Other formats: Click here to view the original document (PDF).
SPECIAL ORDER
ADJOURNED DEBATE
Address in Reply
133
[…]
HON. MR. BLAKENEY: — The accord itself contains much which Canadians can welcome. It provides for patriation. That is, after 114 years as a nation, Canada will now be able to bring home its constitution from the British parliament in London. It will be our constitution totally. No longer will our constitutional decisions be the topic of debate in another country.

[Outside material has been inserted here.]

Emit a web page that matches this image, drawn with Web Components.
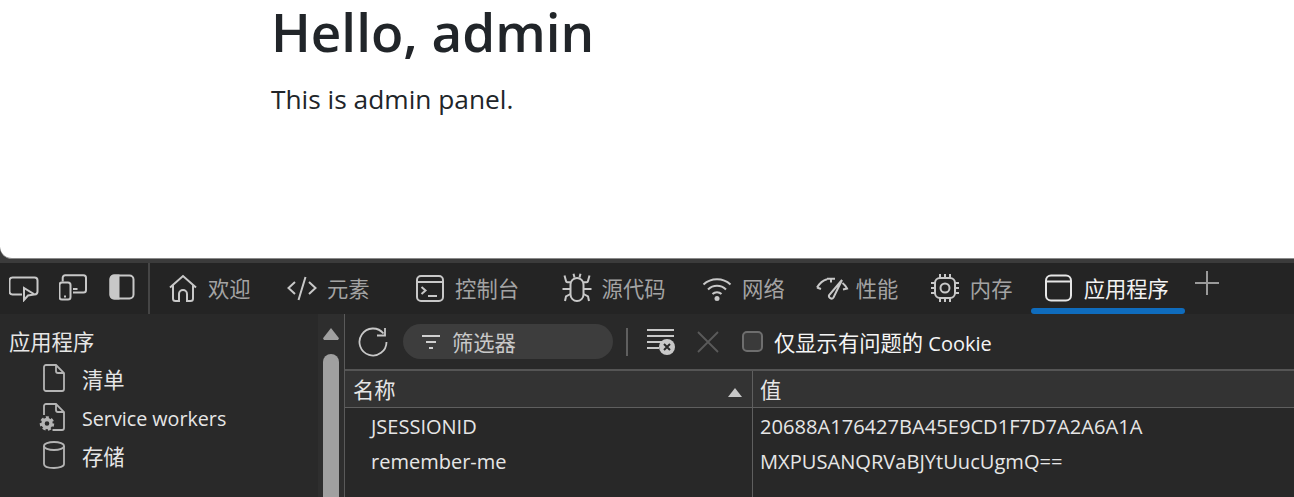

The accord also provides a flexible and equitable amending formula for future constitutional change. Under this formula, constitutional amendments will require the approval of parliament and seven of the provinces with at least 50 per cent of the population. No province will have a perpetual veto over change under this formula but, at the same time, if any future amendments take away the rights from a province (for example, the right of ownership of natural resources), the province will be able to opt out of that change.
134
The November 5 agreement also contains a charter of rights and freedoms, a charter which has been the subject of a good deal of public debate.
The Government of Saskatchewan believes that bills of rights are a good idea. After all, Mr. Speaker, this province had the first bill of rights in Canada and our present human rights code is one of the best in the country. But we still have strong doubts as to whether a bill of rights should be entrenched in the constitution in a way which puts court decision beyond the reach of any parliament or legislature.
Saskatchewan agreed with the November 5 consensus because we believe that agreement, that accord, struck a good balance. There was an entrenched charter of rights and freedoms. However, the governments agreed that the most complex sections of the charter could ultimately be dealt with by parliament and the provincial legislatures. These are the sections of the charter which entrench fundamental freedoms, legal rights and equality rights. They are subject to what is known as a notwithstanding clause, permitting parliaments and legislatures to make ultimate social decisions.
The November 5 accord says that parliament and provincial legislatures have the right to pass laws which conflict with these sections of the charter. Some people have called this an override clause, Mr. Speaker, I prefer to describe it as a constitutional escape valve.
I believe that this charter strikes a good balance. Rights and freedoms will be protected in the constitution, but at the same time the basic principles of parliamentary democracy will be preserved.
Since November 5, two groups of Canadians have lobbied hard for changes to the accord. These groups were women and native people. Women’s groups did not want section 28 of the accord, which guarantees that all rights and freedoms in the charter will apply equally to men and women, to be subject to this parliamentary escape valve to which I have referred. Mr. Speaker, while section 28 appears to be a simple statement of sexual equality to which no one could have any possible objection, this government is concerned that it could pose a legal threat to affirmative action programs. These are the very programs which make men and women, in law, unequal by giving women a special preference, the very programs designed to break down discrimination against women and others who may be discriminated against in the workplace or elsewhere.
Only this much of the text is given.